High-voltage transport and interconnecting networks

Automatic fast reclosing avoids tripping between two interconnected sources.

In effect, when breakers on an interconnecting line between two networks trip, there is a rapid loss of phase synchronization if this line is the only one interconnecting them. If there is another line running in parallel, it may trip in turn by overloading, which causes a loss of synchronization.

This de-synchronization may be avoided, when the faults are temporary, by quickly reclosing the breakers before the phase shift becomes too great.

If the tripped circuit is three-phase, the reclosing time must be very short, on the order of 0.3 seconds. If the reclose time is longer, there is a risk of closing on a phase discordance.

During timing tests, the O-0.3s-CO test verifies the behavior of the circuit breaker in this particular type of operation.

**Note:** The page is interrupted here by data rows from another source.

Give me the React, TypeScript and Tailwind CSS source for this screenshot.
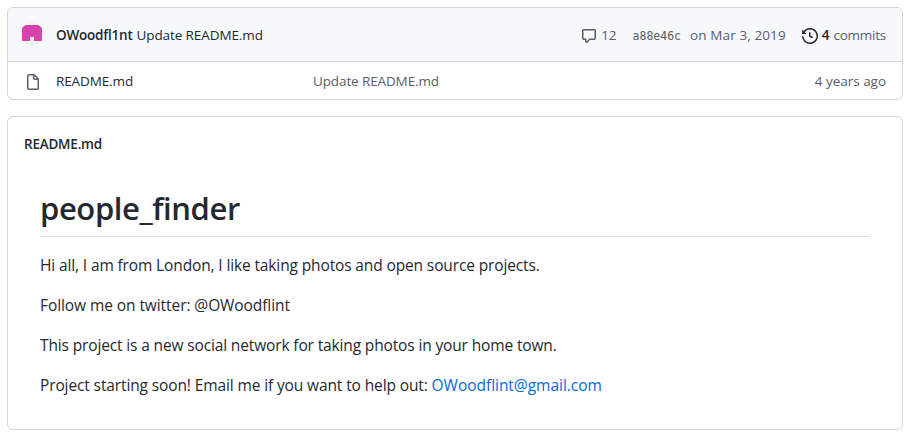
const sans = "font-['Open_Sans','Noto_Sans',sans-serif]";

function CommentIcon() {
  return (
    <svg width="16" height="16" viewBox="0 0 16 16" fill="#57606a" className="shrink-0">
      <path fillRule="evenodd" d="M2.75 2.5a.25.25 0 00-.25.25v7.5c0 .138.112.25.25.25h2a.75.75 0 01.75.75v2.19l2.72-2.72a.75.75 0 01.53-.22h4.5a.25.25 0 00.25-.25v-7.5a.25.25 0 00-.25-.25H2.75zM1 2.75C1 1.784 1.784 1 2.75 1h10.5c.966 0 1.75.784 1.75 1.75v7.5A1.75 1.75 0 0113.25 12H9.06l-2.573 2.573A1.457 1.457 0 014 13.543V12H2.75A1.75 1.75 0 011 10.25v-7.5z" />
    </svg>
  );
}

function HistoryIcon() {
  return (
    <svg width="16" height="16" viewBox="0 0 16 16" fill="#24292f" className="shrink-0">
      <path fillRule="evenodd" d="M1.643 3.143L.427 1.927A.25.25 0 000 2.104V5.75c0 .138.112.25.25.25h3.646a.25.25 0 00.177-.427L2.715 4.215a6.5 6.5 0 11-1.18 4.458.75.75 0 10-1.493.154 8.001 8.001 0 101.6-5.684zM7.75 4a.75.75 0 01.75.75v2.992l2.028.812a.75.75 0 01-.557 1.392l-2.5-1A.75.75 0 017 8.25v-3.5A.75.75 0 017.75 4z" />
    </svg>
  );
}

function FileIcon() {
  return (
    <svg width="16" height="16" viewBox="0 0 16 16" fill="#57606a" className="shrink-0">
      <path fillRule="evenodd" d="M3.75 1.5a.25.25 0 00-.25.25v12.5c0 .138.112.25.25.25h8.5a.25.25 0 00.25-.25V6H9.75A1.75 1.75 0 018 4.25V1.5H3.75zm5.75.56v2.19c0 .138.112.25.25.25h2.19L9.5 2.06zM2 1.75C2 .784 2.784 0 3.75 0h5.086c.464 0 .909.184 1.237.513l3.414 3.414c.329.328.513.773.513 1.237v9.086A1.75 1.75 0 0112.25 16h-8.5A1.75 1.75 0 012 14.25V1.75z" />
    </svg>
  );
}

function Avatar() {
  return (
    <svg width="24" height="24" viewBox="0 0 24 24" className="shrink-0">
      <defs>
        <clipPath id="round">
          <circle cx="12" cy="12.5" r="11.5" />
        </clipPath>
      </defs>
      <g clipPath="url(#round)">
        <rect width="24" height="24" fill="#f0f0f0" />
        <path d="M2 3h20v16h-8v-4h-4v4H2z" fill="#d843ae" />
      </g>
    </svg>
  );
}

export default function App() {
  return (
    <div className={`h-[441px] w-[912px] bg-white pt-[7px] pr-[9px] pl-[7px] text-[#24292f] ${sans}`}>
      <section className="overflow-hidden rounded-md border border-[#d0d7de] text-[13.5px] leading-[20px] whitespace-nowrap">
        <header className="flex h-[54px] items-start border-b border-[#d0d7de] bg-[#f6f8fa] pt-[14px] pr-4 pl-3">
          <Avatar />
          <div className="mt-[3px] ml-[12px] flex gap-1">
            <span className="font-semibold tracking-[-0.2px]">OWoodfl1nt</span>
            <span className="tracking-[-0.1px]">Update README.md</span>
          </div>
          <div className="mt-[3px] ml-auto flex items-start text-[#57606a]">
            <span className="mt-[3px]"><CommentIcon /></span>
            <span className="ml-1">12</span>
            <span className="mt-px ml-4 font-['DejaVu_Sans_Mono',monospace] text-[11.5px]">a88e46c</span>
            <span className="ml-[9px] tracking-[0.11px]">on Mar 3, 2019</span>
            <span className="mt-[3px] ml-4"><HistoryIcon /></span>
            <span className="ml-1 font-semibold text-[#24292f]">4</span>
            <span className="ml-1 tracking-[-0.25px]">commits</span>
          </div>
        </header>
        <div className="flex h-[37px] items-start pt-[9px] pr-4 pl-[16.5px]">
          <span className="mt-[3px]"><FileIcon /></span>
          <span className="ml-[15.5px] w-[257px] tracking-[-0.12px]">README.md</span>
          <span className="tracking-[-0.12px] text-[#57606a]">Update README.md</span>
          <span className="ml-auto tracking-[-0.03px] text-[#57606a]">4 years ago</span>
        </div>
      </section>

      <section className="mt-4 h-[314px] rounded-md border border-[#d0d7de] px-4 pt-[17px]">
        <h2 className="text-[13.5px] leading-[20px] font-semibold tracking-[-0.22px]">README.md</h2>
        <article className="px-4 pt-[34px] text-[15.5px] leading-[24px]">
          <h1 className="mb-4 h-[49px] border-b border-[#d8dee4] text-[31px] leading-[40px] font-semibold tracking-[-0.4px]">people_finder</h1>
          <p className="mb-4 tracking-[-0.13px]">Hi all, I am from London, I like taking photos and open source projects.</p>
          <p className="mb-4 tracking-[-0.08px]">Follow me on twitter: @OWoodflint</p>
          <p className="mb-4 tracking-[-0.14px]">This project is a new social network for taking photos in your home town.</p>
          <p className="tracking-[-0.12px]">
            Project starting soon! Email me if you want to help out:{" "}
            <a className="tracking-[-0.03px] text-[#0969da]">OWoodflint@gmail.com</a>
          </p>
        </article>
      </section>
    </div>
  );
}
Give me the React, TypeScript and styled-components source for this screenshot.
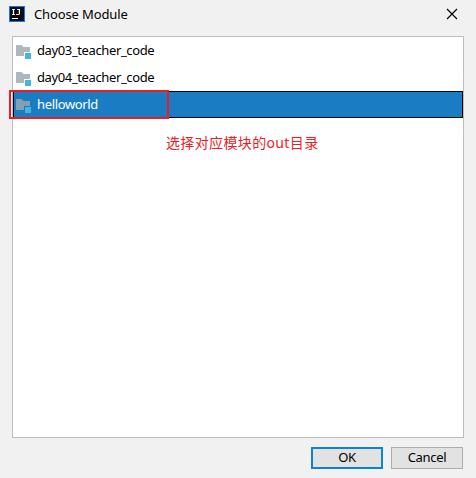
import React from 'react';
import styled, { createGlobalStyle } from 'styled-components';

const GlobalStyle = createGlobalStyle`
  * { box-sizing: border-box; }
  body { margin: 0; background: #f1f1f1; overflow: hidden; }
`;

const Dialog = styled.main`
  width: 476px;
  height: 478px;
  display: flex;
  flex-direction: column;
  background: #f1f1f1;
  color: #000;
  font: 13px/18px "Noto Sans", "Noto Sans CJK SC", sans-serif;
`;

const TitleBar = styled.header`
  height: 36px;
  flex: none;
  display: flex;
  align-items: flex-start;
  padding: 6px 18px 0 9px;
`;

const Title = styled.h1`
  margin: -1px auto 0 9px;
  font-size: 13px;
  line-height: 18px;
  font-weight: 400;
  letter-spacing: -0.12px;
  white-space: nowrap;
`;

const CloseButton = styled.button`
  width: 12px;
  height: 12px;
  margin-top: 2px;
  padding: 0;
  border: 0;
  background: none;
  display: flex;
`;

const ModuleList = styled.section`
  height: 402px;
  flex: none;
  margin: 0 12px;
  border: 1px solid #bdbdbd;
  background: #fff;
`;

const ModuleRow = styled.div<{ $selected?: boolean }>`
  position: relative;
  height: 27px;
  display: flex;
  align-items: flex-start;
  gap: 5px;
  padding: 3px 0 0 2px;
  border: 1px solid ${p => (p.$selected ? '#000' : 'transparent')};
  background: ${p => (p.$selected ? '#1a7dc4' : '#fff')};
  color: ${p => (p.$selected ? '#fff' : '#000')};
`;

const ModuleIcon = styled.svg`
  flex: none;
  margin-top: 2px;
`;

const ModuleName = styled.span<{ $spacing: number }>`
  letter-spacing: ${p => p.$spacing}px;
  white-space: nowrap;
`;

const Highlight = styled.div`
  position: absolute;
  left: -5px;
  top: -2px;
  width: 160px;
  height: 29px;
  border: 2px solid #ed1c24;
`;

const Note = styled.p`
  margin: 15px 0 0 153px;
  color: #ed1c24;
  font-size: 14px;
  line-height: 20px;
  letter-spacing: 0.36px;
  white-space: nowrap;
`;

const Actions = styled.footer`
  display: flex;
  justify-content: flex-end;
  gap: 8px;
  padding: 9px 13px 0 0;
`;

const ActionButton = styled.button<{ $primary?: boolean }>`
  width: 72px;
  height: 22px;
  padding: 0 0 1px;
  border: ${p => (p.$primary ? '2px solid #0a84d8' : '1px solid #adadad')};
  background: #e2e2e2;
  color: #000;
  font: 13px/17px "Noto Sans", sans-serif;
  letter-spacing: -0.3px;
`;

const AppIcon = () => (
  <svg width="16" height="16" viewBox="0 0 16 16">
    <rect width="16" height="16" fill="#087cf0" />
    <rect x="1" y="1" width="14" height="14" fill="#0a0c10" />
    <path
      d="M3 3.5h3M3 8.5h3M8 3.5h3M7 8.5h3"
      fill="none"
      stroke="#d4d6d9"
    />
    <path d="M4.5 3v6M10.4 3v5.4M3 12.5h6" fill="none" stroke="#fff" strokeWidth="1.2" />
  </svg>
);

const FolderIcon = ({ selected = false }: { selected?: boolean }) => (
  <ModuleIcon width="16" height="16" viewBox="0 0 16 16">
    <path d="M0 2h5.5l2 2H14v5H8v4H0z" fill={selected ? '#839fb3' : '#adb7bd'} />
    <rect x="9" y="10" width="6" height="6" fill="#40b6e0" />
  </ModuleIcon>
);

const modules = [
  { name: 'day03_teacher_code', spacing: -0.38 },
  { name: 'day04_teacher_code', spacing: -0.38 },
  { name: 'helloworld', spacing: -0.36, selected: true },
];

export default function App() {
  return (
    <>
      <GlobalStyle />
      <Dialog>
        <TitleBar>
          <AppIcon />
          <Title>Choose Module</Title>
          <CloseButton aria-label="Close">
            <svg width="12" height="12" viewBox="0 0 12 12">
              <path d="M1 1l10 10M11 1L1 11" stroke="#000" strokeWidth="1.15" />
            </svg>
          </CloseButton>
        </TitleBar>
        <ModuleList>
          {modules.map(m => (
            <ModuleRow key={m.name} $selected={m.selected}>
              <FolderIcon selected={m.selected} />
              <ModuleName $spacing={m.spacing}>{m.name}</ModuleName>
              {m.selected && <Highlight />}
            </ModuleRow>
          ))}
          <Note>选择对应模块的out目录</Note>
        </ModuleList>
        <Actions>
          <ActionButton $primary>OK</ActionButton>
          <ActionButton>Cancel</ActionButton>
        </Actions>
      </Dialog>
    </>
  );
}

On Reclose-Open timing test event, the timing machine is programmed to delay the closing command until the isolation time of 0.3 seconds is obtained. This delay must not be confused with that of certain type of delaying devices installed on some breakers, even if these times are similar.
 

CONCLUSIÓN

An accurate analysis makes it possible to make decisions that are profitable to the breaker, the network and to the maintenance personnel. In order to achieve this, knowing the timing machine and the significance of the operating times is important but not enough.

Knowing well the breaker itself, the reference values (timing chart) and the network characteristics is necessary.

All of this backed with the experience and sense of judgement of the testing personnel.